On Tuesday, AFT President Randi Weingarten is scheduled to speak.
What will she say? How will she use words to attempt to shape AFT endorsement of Malloy into the way to “reclaim the promise of public education”??
There is something Malloy is doing of which Weingarten (not necessarily teachers, but Weingarten) wholeheartedly approves:
Malloy support the Common Core State Standards (CCSS). In fact, his support runs so deep that Malloy is willing to hire a public relations firm to promote CCSS. As reported on Courant Blogs on December 24, 2013:
The state Department of Education is planning to spend up to $1 million to hire a public relations firm to promote the controversial Common Core curriculum standards.
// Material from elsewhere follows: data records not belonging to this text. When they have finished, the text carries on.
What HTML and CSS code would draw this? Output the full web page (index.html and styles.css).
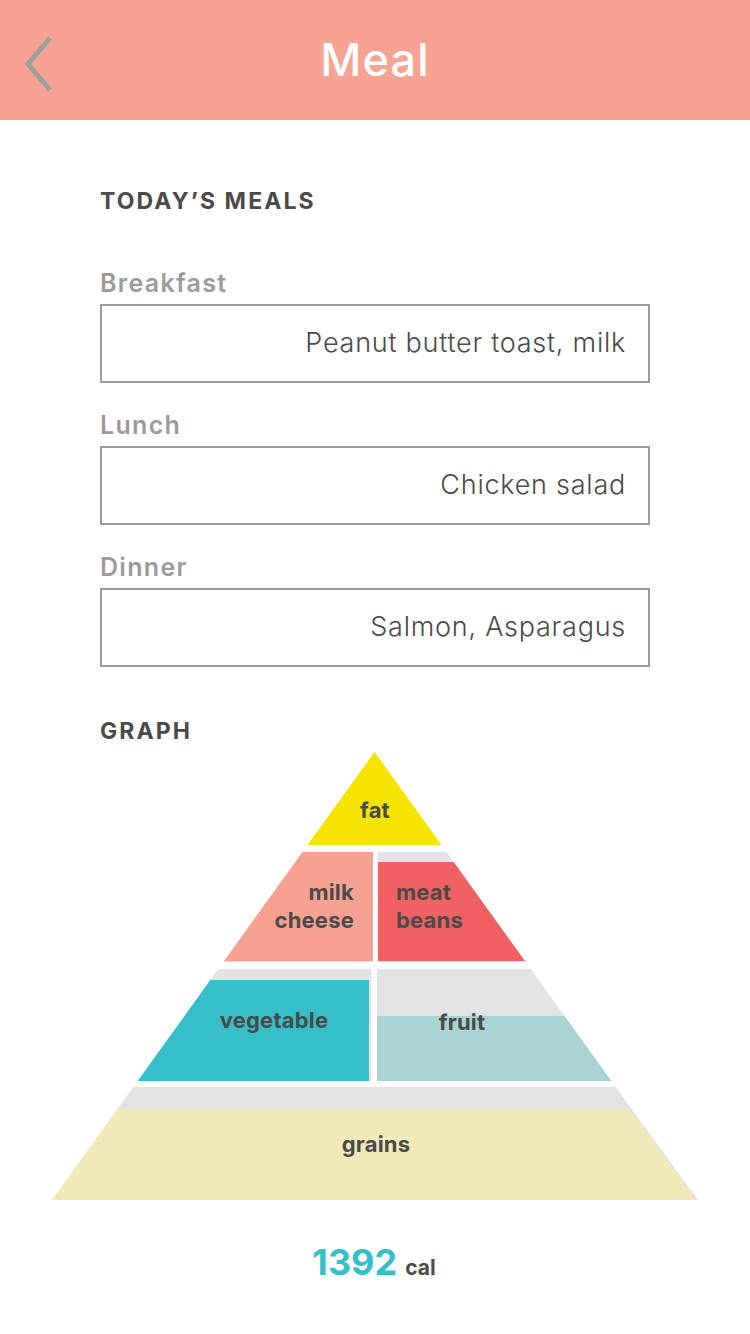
FILE: index.html
```html
<!DOCTYPE html>
<html>
<head>
<meta charset="utf-8">
<link rel="stylesheet" href="styles.css">
</head>
<body>
<header class="header">
  <svg class="back" width="40" height="60" viewBox="0 0 40 60">
    <polyline points="30,4 8,30 30,56" fill="none" stroke="#9e9e9e" stroke-width="5"/>
  </svg>
  <h1 class="title">Meal</h1>
</header>
<main class="content">
  <h2 class="section">TODAY’S MEALS</h2>
  <div class="field">
    <label class="label">Breakfast</label>
    <div class="input">Peanut butter toast, milk</div>
  </div>
  <div class="field">
    <label class="label">Lunch</label>
    <div class="input">Chicken salad</div>
  </div>
  <div class="field">
    <label class="label">Dinner</label>
    <div class="input">Salmon, Asparagus</div>
  </div>
  <h2 class="section graph-title">GRAPH</h2>
</main>
<svg class="pyramid" width="750" height="465" viewBox="0 745 750 465">
  <!-- fat -->
  <polygon points="374.5,752 441.5,845 307.5,845" fill="#f5e300"/>
  <!-- tier 2 backgrounds -->
  <polygon points="302.5,852 373,852 373,962 223.5,962" fill="#e3e3e3"/>
  <polygon points="378,852 446.5,852 525.5,962 378,962" fill="#e3e3e3"/>
  <polygon points="302.5,852 373,852 373,961 224,961" fill="#f7a192"/>
  <polygon points="378,862 453.7,862 525,961 378,961" fill="#f06161"/>
  <!-- tier 3 -->
  <polygon points="218,969 371,969 371,1081 137.7,1081" fill="#e3e3e3"/>
  <polygon points="377,969 530.7,969 611.3,1081 377,1081" fill="#e3e3e3"/>
  <polygon points="210.4,980 369,980 369,1081 137.7,1081" fill="#36bfc9"/>
  <polygon points="377,1016 564.5,1016 611.3,1081 377,1081" fill="#a9d2d3"/>
  <!-- tier 4 -->
  <polygon points="133.3,1087 615.7,1087 698,1200 52,1200" fill="#e3e3e3"/>
  <polygon points="117.5,1109 629,1109 696,1200 52,1200" fill="#f1eab8"/>
  <!-- labels -->
  <g class="plabel">
    <text x="375" y="818" text-anchor="middle">fat</text>
    <text x="354" y="900" text-anchor="end">milk</text>
    <text x="354" y="928" text-anchor="end">cheese</text>
    <text x="396" y="900">meat</text>
    <text x="396" y="928">beans</text>
    <text x="274" y="1028" text-anchor="middle">vegetable</text>
    <text x="462" y="1030" text-anchor="middle">fruit</text>
    <text x="376" y="1152" text-anchor="middle">grains</text>
  </g>
</svg>
<div class="total"><span class="num">1392</span><span class="unit">cal</span></div>
</body>
</html>
```
FILE: styles.css
```css
* { box-sizing: border-box; }
html, body { margin: 0; padding: 0; background: #fff; }
body { width: 750px; font-family: Inter, "Noto Sans", sans-serif; }

.header {
  height: 120px;
  background: #f8a293;
  display: flex;
  align-items: center;
  justify-content: center;
  position: relative;
}
.back {
  position: absolute;
  left: 20px;
  top: 34px;
}
.title {
  margin: 0;
  color: #fff;
  font-family: Inter, "Liberation Sans", sans-serif;
  font-weight: 500;
  font-size: 45px;
  line-height: 60px;
  letter-spacing: 1.2px;
}

.content { padding: 0 100px; }

.section {
  margin: 67px 0 0;
  font-size: 23px;
  line-height: 28px;
  font-weight: 700;
  letter-spacing: 2.1px;
  color: #4a4a4a;
}
.graph-title { margin-top: 50px; }

.field { display: flex; flex-direction: column; margin-top: 27px; }
.section + .field { margin-top: 53px; }

.label {
  font-size: 25px;
  line-height: 30px;
  font-weight: 600;
  letter-spacing: 1.3px;
  color: #9b9b9b;
  margin-bottom: 6px;
}
.input {
  height: 79px;
  border: 2px solid #9b9b9b;
  display: flex;
  align-items: center;
  justify-content: flex-end;
  padding: 0 22px 2px;
  font-size: 27px;
  font-weight: 300;
  letter-spacing: 0.75px;
  color: #4a4a4a;
}

.pyramid { display: block; }
.plabel {
  font-family: Inter, "Noto Sans", sans-serif;
  font-weight: 700;
  font-size: 22px;
  letter-spacing: 0.2px;
  fill: #4a4a4a;
}

.total {
  display: flex;
  justify-content: center;
  align-items: baseline;
  gap: 8px;
  margin-top: 30px;
  padding-right: 2px;
}
.num {
  font-size: 36px;
  font-weight: 700;
  color: #36bfc9;
  line-height: 44px;
}
.unit {
  font-size: 21px;
  font-weight: 700;
  color: #4a4a4a;
}
```
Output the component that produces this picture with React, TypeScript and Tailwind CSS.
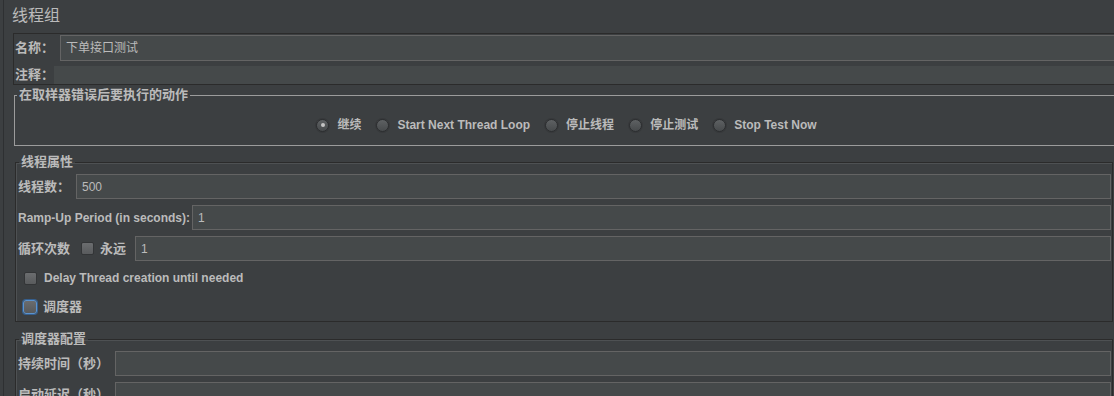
import React from "react";

const Radio = ({ checked, label }: { checked?: boolean; label: string }) => (
  <div className="flex items-center gap-[8px]">
    <span className="w-[13px] h-[13px] rounded-full border border-[#2c2e30] bg-linear-to-b from-[#5e6163] to-[#474a4c] flex items-center justify-center shadow-[0_0_0_1px_#37393b]">
      {checked && <span className="w-[4px] h-[4px] rounded-full bg-[#c4c4c4]" />}
    </span>
    <span className="text-[12px] leading-[14px] font-bold text-[#bbbbbb]">{label}</span>
  </div>
);

const Check = ({ focus }: { focus?: boolean }) => (
  <span
    className={
      focus
        ? "w-[14px] h-[14px] shrink-0 rounded-[3px] border border-[#5b93cf] bg-linear-to-b from-[#6a6c6e] to-[#585a5c] shadow-[0_0_0_1px_#355f8f]"
        : "w-[13px] h-[13px] shrink-0 rounded-[2px] border border-[#333537] bg-linear-to-b from-[#6b6d6f] to-[#595b5d]"
    }
  />
);

const Input = ({ value, h = "h-[25px]" }: { value?: string; h?: string }) => (
  <div className={`flex-1 min-w-0 ${h} bg-[#45494a] border border-[#646464] flex items-center pl-[5px] text-[12px] text-[#bbbbbb]`}>
    {value}
  </div>
);

const Label = ({ w, children }: { w: string; children: React.ReactNode }) => (
  <span className={`${w} shrink-0 text-[13px] leading-[16px] font-bold text-[#bbbbbb] whitespace-nowrap`}>{children}</span>
);

export default function App() {
  return (
    <div className="w-[1114px] h-[396px] overflow-hidden bg-[#3c3f41] flex font-['Liberation_Sans','Noto_Sans_CJK_SC',sans-serif] text-[#bbbbbb]">
      <div className="w-[3px] shrink-0" />
      <div className="w-px shrink-0 bg-[#2e3032]" />
      <div className="flex-1 min-w-0 flex flex-col">
        <div className="h-[33px] pl-[8px] pt-[5px] text-[16px] leading-[22px] text-[#bbbbbb] shrink-0">线程组</div>

        <div className="ml-[9px] mr-[-20px] shrink-0 border-t border-l border-b border-[#2b2b2b] pt-[1px] flex flex-col">
          <div className="h-[26px] flex items-center pl-[1px]">
            <Label w="w-[45px]">名称：</Label>
            <Input value="下单接口测试" h="h-[26px]" />
          </div>
          <div className="h-[18px] mt-[5px] flex items-center pl-[1px]">
            <Label w="w-[39px]">注释：</Label>
            <div className="flex-1 h-[18px] bg-[#45494a]" />
          </div>
        </div>

        <fieldset className="ml-[10px] mt-[3px] w-[1104px] shrink-0 border border-[#9c9c9c] border-r-0">
          <legend className="ml-[2px] px-[2px] text-[13px] leading-[14px] font-bold text-[#bbbbbb]">在取样器错误后要执行的动作</legend>
          <div className="h-[43px] pt-[3px] flex items-center justify-center gap-[15px]">
            <Radio checked label="继续" />
            <Radio label="Start Next Thread Loop" />
            <Radio label="停止线程" />
            <Radio label="停止测试" />
            <Radio label="Stop Test Now" />
          </div>
        </fieldset>

        <fieldset className="ml-[11px] mr-[1px] mt-[9px] shrink-0 border border-[#2b2b2b] shadow-[inset_1px_1px_0_#4e5153] pl-[2px] pr-[1px] pb-[4px]">
          <legend className="ml-[1px] px-[2px] text-[13px] leading-[14px] font-bold text-[#bbbbbb]">线程属性</legend>
          <div className="pt-[5px] flex flex-col">
            <div className="h-[25px] flex items-center">
              <Label w="w-[58px]">线程数：</Label>
              <Input value="500" />
            </div>
            <div className="h-[25px] mt-[6px] flex items-center">
              <Label w="w-[174px]">
                <span className="text-[12px]">Ramp-Up Period (in seconds):</span>
              </Label>
              <Input value="1" />
            </div>
            <div className="h-[25px] mt-[6px] flex items-center">
              <Label w="w-[63px]">循环次数</Label>
              <Check />
              <span className="ml-[6px] w-[35px] shrink-0 text-[13px] leading-[16px] font-bold">永远</span>
              <Input value="1" />
            </div>
            <div className="h-[20px] mt-[7px] flex items-center pl-[6px] gap-[7px]">
              <Check />
              <span className="text-[12px] leading-[14px] font-bold">Delay Thread creation until needed</span>
            </div>
            <div className="h-[20px] mt-[9px] flex items-center pl-[5px] gap-[6px]">
              <Check focus />
              <span className="text-[13px] leading-[16px] font-bold">调度器</span>
            </div>
          </div>
        </fieldset>

        <fieldset className="ml-[11px] mr-[1px] mt-[10px] shrink-0 border border-[#2b2b2b] shadow-[inset_1px_1px_0_#4e5153] pl-[2px] pr-[1px] pb-[5px]">
          <legend className="ml-[1px] px-[2px] text-[13px] leading-[14px] font-bold text-[#bbbbbb]">调度器配置</legend>
          <div className="pt-[5px] flex flex-col">
            <div className="h-[25px] flex items-center">
              <Label w="w-[97px]">持续时间（秒）</Label>
              <Input />
            </div>
            <div className="h-[25px] mt-[6px] flex items-center">
              <Label w="w-[97px]">启动延迟（秒）</Label>
              <Input />
            </div>
          </div>
        </fieldset>
      </div>
    </div>
  );
}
According to a request for proposals on its website, the department is seeking a firm to develop a multi-media marketing plan to help parents, teachers, students, the business community and the general public better understand the Common Core. [Emphasis added.]
Note that “better understand the Common Core” is a euphemism for “be sold a message in support of Common Core.”
One issue the public needs to understand about CCSS is that all states involved in CCSS are little more than a grandiose, expensive, education-corporation-benefiting experiment.
So, what will Weingarten say? That Malloy “respects collective bargaining” rights of teachers who “only have to show up for four years” to get due process rights?
Will she thank him for his idea of Senate Bill 24 and the slap that it was to propose a bill that would place teacher jobs in jeopardy every month?
Will she applaud his support of CCSS and say her oft-used words that implementation is the problem and if only it were divorced from the high-stakes tests… even as she is endorsing for re-election a governor who wants to introduce more tests in an effort to “fix” VAM?
Or will she say that she is at the mercy of AFT-Connecticut’s PAC; that endorsing Malloy was “their decision” and she is simply supporting their choice?
Allow me to suggest a generic-feel-good speech about how teachers are pillars in American public education; how dedicated they are; where would our country be without them, etc., etc.
Keep it neutral, and smile for the cameras.